Friday, September 17, 2010

Solitude is Bliss

It's ten o'clock Friday evening. I'm sitting at the train station and what at first seemed like a light sprinkling of moisture from the heavens above has now transformed into a steady downpour. 11 minutes till the next train. Not a soul in sight, and the fact that I'm not even bothered that I have to wait here for the train makes me realise that a great change has taken place.
It could be just one glass too many of red or it could be the fact that I'm not hunched over my computer agonizing over flash, but I feel so damn content. Don't get me wrong, in the back of my head there is a huge storm of stress brewing about my uni work but for now, I'm sitting here by myself and happy to be doing just that. This is coming from a girl who, for as long as I've known, has become distraught with loneliness after just 5 minutes of solitude.
I'm not sure how gradual the change has been, but tonight is the first time I've really noticed and appreciated how beautiful it is to be on your own. In the past I've found myself on the phone trying to summon anyone I can to pass the time with, even if I have things that need to be done I've felt that they'd be better done with someone by my side. But now, thinking about it, the last little while has seen me welcoming the infrequent bursts of time spent along and relishing there time where I can sit alone and think, or not think, and breathe and stare into space and not worry about anything or anyone in the world apart from me. What made me start thinking about this was walking through the empty streets to the station and imagining the possibility of walking forever and not bumping into a single soul. Complete silence, and usually this though would send shivers down my spine, have me purposefully seeking out a route where I was bound to encounter human life, a car headlight at least. But tonight, the beauty of that thought overwhelmed me an now I'm so happy, so proud, that after over 4 years of relying on others to make me feel whole, give me comfort, and prevent me from loneliness, I can now tackle it on my own. To quote an overzealous personal trainer I once saw on a cheesy workout video... It's a beautiful thing!

Monday, September 13, 2010

Saturday, August 28, 2010

Jeremiah was a Bullfrog

Here are the initial ideas for an animation I am required to do for school. Unfortunately I know that flash and my relationship is not a loving one and while the idea is there, the execution is going to be another thing and I doubt I will have a follow up video of a completed animation that resembles this in the slightest but... it's the thought that counts. Oh wait, no it isn't.








Saturday, August 21, 2010

Tas-MANIA

Cheap flights prompted a voyage across the seas on a 3 day excursion to our estranged state. No expectations were set, all of us content just to get away for a few days where all talk of school and work was declared disallowed. While a good part of the mini holiday was spent eating beautiful food and sipping Pinot, we did manage to persuade the struggling engine in our tiny hire car to show us a few of the sights. Our first trip was to the tip shop. Interesting concept, amazing outcome. The name is fairly self explanatory. The tip shop is a place where all of the treasures rummaged from the local tips come together and off themselves to the public for budget prices. Cheap trash? Who would've thought. While the tip shop would be great if you actually needed something obscure (new microwave plate, knight's helmet, new years eve float character etc etc) it also had a vast array of records, books, clothing and... pretty much anything else you can think of. The best part was that everything is grouped with other things of the same nature, so there is big piles of drawers, next to big piles of broken brooms and mops which sit behind a wall of soiled fake flowers that blocks the view down to where it appears a mothers group have left all their infants while they go for a browse around the store (but which is actually the place where all the prams which have ended up in the tip now reside). As is customary, I forgot my camera but managed to purchase an overpriced disposable on arrival. Unfortunately most of the photos of the tipshop bonanza are on my phone and at the moment I really can't dedicate time to figuring out how to transfer pictures from one device to another.

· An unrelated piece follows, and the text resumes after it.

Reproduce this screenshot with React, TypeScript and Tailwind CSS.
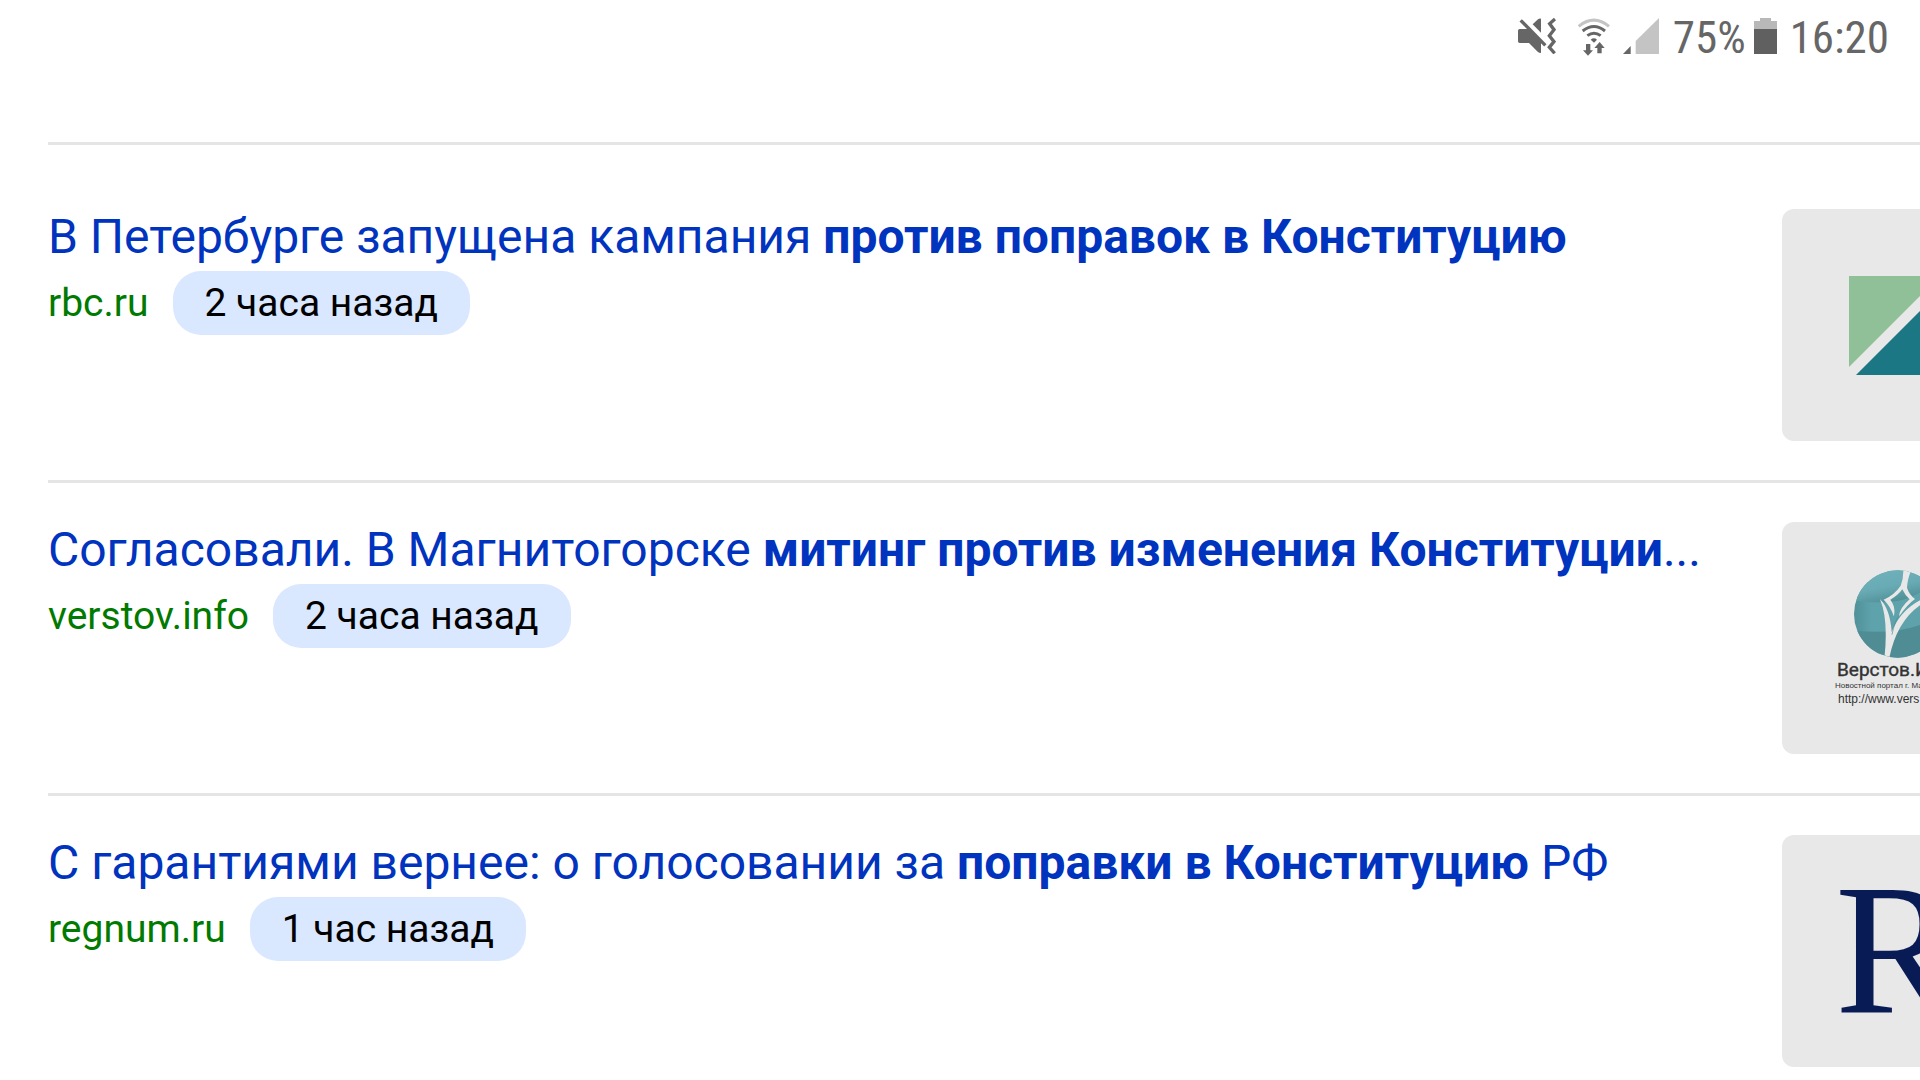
import type { ReactNode } from "react";

function MutedIcon() {
  return (
    <svg className="mr-[22px] h-9 w-[38px]" viewBox="54 54 114 108" aria-label="Без звука">
      <path d="M98 73l16-15q4-3 9-2v42z" fill="#666" />
      <path d="M70 54l73 74" stroke="#fff" strokeWidth="8" />
      <path d="M54 92q0-5 5-5h26l38 40v32q-6 0-10-4L87 129H59q-5 0-5-5z" fill="#666" />
      <path d="M62 61l74 75" stroke="#666" strokeWidth="10" />
      <path d="M165 57l-16 14 13 18-14 18 14 18-14 17 16 18" fill="none" stroke="#666" strokeWidth="10" />
    </svg>
  );
}

function WifiIcon() {
  return (
    <svg className="mr-[13px] h-[38px] w-8" viewBox="236 50 96 114" aria-label="Wi-Fi">
      <g fill="none" strokeWidth="9">
        <path d="M238 75q46-37 91 0" stroke="#c4c4c4" />
        <path d="M250 89q34-27 67 0" stroke="#666" />
        <path d="M264 103q20-15 40 0" stroke="#666" />
      </g>
      <path d="M274 115q10-8 19 0l-9 9z" fill="#666" />
      <path d="M260 128h13v19h8l-15 16-15-16h9zM294 156v-16h-9l16-18 15 18h-9v16z" fill="#666" />
    </svg>
  );
}

function SignalIcon() {
  return (
    <svg className="mr-[14px] size-9" viewBox="370 54 108 108" aria-label="Сигнал сети">
      <path d="M370 162l23-24v24z" fill="#666" />
      <path d="M408 162v-39l70-69v108z" fill="#c4c4c4" />
    </svg>
  );
}

function BatteryIcon() {
  return (
    <svg className="mr-[13px] ml-2 h-9 w-[23px]" viewBox="762 54 69 108" aria-label="Батарея">
      <path d="M762 63h18v-9h33v9h18v26h-69z" fill="#b8b8b8" />
      <path d="M762 87h69v75h-69z" fill="#606060" />
    </svg>
  );
}

function RbcLogo() {
  return (
    <svg className="h-full w-full" viewBox="0 0 138 232" preserveAspectRatio="xMinYMin" aria-hidden="true">
      <path d="M67 67h71v20l-71 71z" fill="#8fc098" />
      <path d="M74 166l64-64v64z" fill="#1b7783" />
    </svg>
  );
}

function VerstovLogo() {
  return (
    <svg className="h-full w-full" viewBox="0 0 138 232" preserveAspectRatio="xMinYMin">
      <defs>
        <clipPath id="disc">
          <circle cx="413" cy="342" r="131" />
        </clipPath>
        <linearGradient id="cap" x1="0" y1="0" x2="0.5" y2="1">
          <stop offset="0" stopColor="#72b3bd" />
          <stop offset="0.6" stopColor="#69abb5" />
          <stop offset="1" stopColor="#4e8d94" />
        </linearGradient>
        <linearGradient id="band" x1="0" y1="0" x2="1" y2="0">
          <stop offset="0" stopColor="#4f9098" />
          <stop offset="0.2" stopColor="#5ea2ab" />
          <stop offset="1" stopColor="#5ea2ab" />
        </linearGradient>
      </defs>
      <g transform="translate(-22 -22) scale(0.33333)">
        <g clipPath="url(#disc)">
          <path d="M280 210h270v270H280z" fill="url(#band)" />
          <path d="M280 200h270v20q-80 86-170 86-60 3-100-6z" fill="url(#cap)" />
          <path d="M280 392q120 12 200-17l70-40v150H280z" fill="#508c93" />
          <g fill="#e8e8e8">
            <path d="M430 206h26q-14 30-15 57 6 20 24 34-24 17-49 54 4-29 33-53-14-12-22-30-13 18-36 31 18 25 10 50-8-29-30-50 32-14 51-42 9-22 8-51z" />
            <path d="M360 298q30 28 35 98 26-66 90-98v14q-76 50-98 166l-14-2q13-117-13-178z" />
          </g>
          <path d="M396 404q8-42 22-58" fill="none" stroke="#508c93" strokeWidth="2" />
        </g>
      </g>
      <g fill="#333">
        <text x="55" y="154" fontSize="19" fontFamily="Roboto, sans-serif" stroke="#333" strokeWidth="0.4">Верстов.И</text>
        <text x="53" y="166" fontSize="8" fontFamily="Liberation Sans, sans-serif">Новостной портал г. Ма</text>
        <text x="56" y="181" fontSize="12" fontFamily="Liberation Sans, sans-serif">http://www.vers</text>
      </g>
    </svg>
  );
}

function RegnumLogo() {
  return (
    <svg className="h-full w-full" viewBox="0 0 138 232" preserveAspectRatio="xMinYMin">
      <text x="53" y="178" fontSize="186" fill="#091b55" fontFamily="Liberation Serif, serif">R</text>
    </svg>
  );
}

type Item = { title: ReactNode; source: string; time: string; logo: ReactNode };

const items: Item[] = [
  {
    title: <>В Петербурге запущена кампания <b>против поправок в Конституцию</b></>,
    source: "rbc.ru",
    time: "2 часа назад",
    logo: <RbcLogo />,
  },
  {
    title: <>Согласовали. В Магнитогорске <b>митинг против изменения Конституции</b>...</>,
    source: "verstov.info",
    time: "2 часа назад",
    logo: <VerstovLogo />,
  },
  {
    title: <>С гарантиями вернее: о голосовании за <b>поправки в Конституцию</b> РФ</>,
    source: "regnum.ru",
    time: "1 час назад",
    logo: <RegnumLogo />,
  },
];

function NewsRow({ item, first }: { item: Item; first: boolean }) {
  return (
    <li className={`flex items-start justify-between border-t-3 border-[#e5e5e5] pb-[39px] ${first ? "pt-16" : "pt-[39px]"}`}>
      <div className="min-w-0">
        <h2 className="text-[48px] leading-[56px] whitespace-nowrap text-[#0033be]">
          <a href="#">{item.title}</a>
        </h2>
        <div className="mt-1.5 flex items-center text-[39px] leading-[64px]">
          <a href="#" className="text-[#007a00]">{item.source}</a>
          <time className="ml-6 rounded-[28px] bg-[#d9e7ff] px-8 text-black">{item.time}</time>
        </div>
      </div>
      <a href="#" aria-label={item.source} className="block h-[232px] w-[138px] shrink-0 overflow-hidden rounded-l-xl bg-[#e8e8e8]">
        {item.logo}
      </a>
    </li>
  );
}

export default function App() {
  return (
    <div className="min-h-screen overflow-hidden bg-white font-['Roboto',sans-serif]">
      <header className="flex h-[142px] items-start justify-end pt-[18px] pr-[31px] text-[#666]">
        <MutedIcon />
        <WifiIcon />
        <SignalIcon />
        <span className="font-['Roboto_Condensed','Roboto',sans-serif] text-[45px] leading-10">75%</span>
        <BatteryIcon />
        <time className="font-['Roboto_Condensed','Roboto',sans-serif] text-[45px] leading-10">16:20</time>
      </header>
      <main>
        <ul className="ml-12">
          {items.map((item, i) => (
            <NewsRow key={item.source} item={item} first={i === 0} />
          ))}
        </ul>
      </main>
    </div>
  );
}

But Tasmania isn't just full of used garbage for sale. It is also has a tremendously beautiful landscape and coast. One afternoon we headed along the coast towards Point Arthur stopping intermittently for fresh air and views. Standing on the edge of the country looking out to a seemingly endless ocean seems to put things in perspective somehow. Silence is the only option to take in this sort of a view. Places like this make loneliness appealing. If only that sort of solitude was accessible closer to home, somewhere to escape to and make believe you are the only person left on earth. Sea breeze licking your cheeks, thundering of the waves below blocking out all other thought. Bliss.





Friday, August 20, 2010

The Prom, Minus the Taffeta

I just came across some photos that I took almost a year ago while on a springtime camping adventure with my dearest friend. We went down to Wilson's Promontory which is a magically gorgeous part of the world and a perfect little retreat away from the stress out that comes with staying local. Bushfires ravaged the region a couple of years ago which is tragic, especially when you see how much wildlife is kickin it there, but the regeneration of the plants is amazing. Along the side of the road, in amongst thick, twisted masses of black branches there is the brightest of green fighting for life. Still water reflects mirror images of the both and the intricacy of the patterns created is amazing. It was one of the most naturally beautiful things I had seen. Creepy yet comforting.
The best part of Wilson's Prom however was not the surrounds, but the wombats that walked right through our campsite, not even batting an eyelid as we had kittens at the fact that YES there was an ACTUAL WOMBAT strolling through our temporary home.... RAD!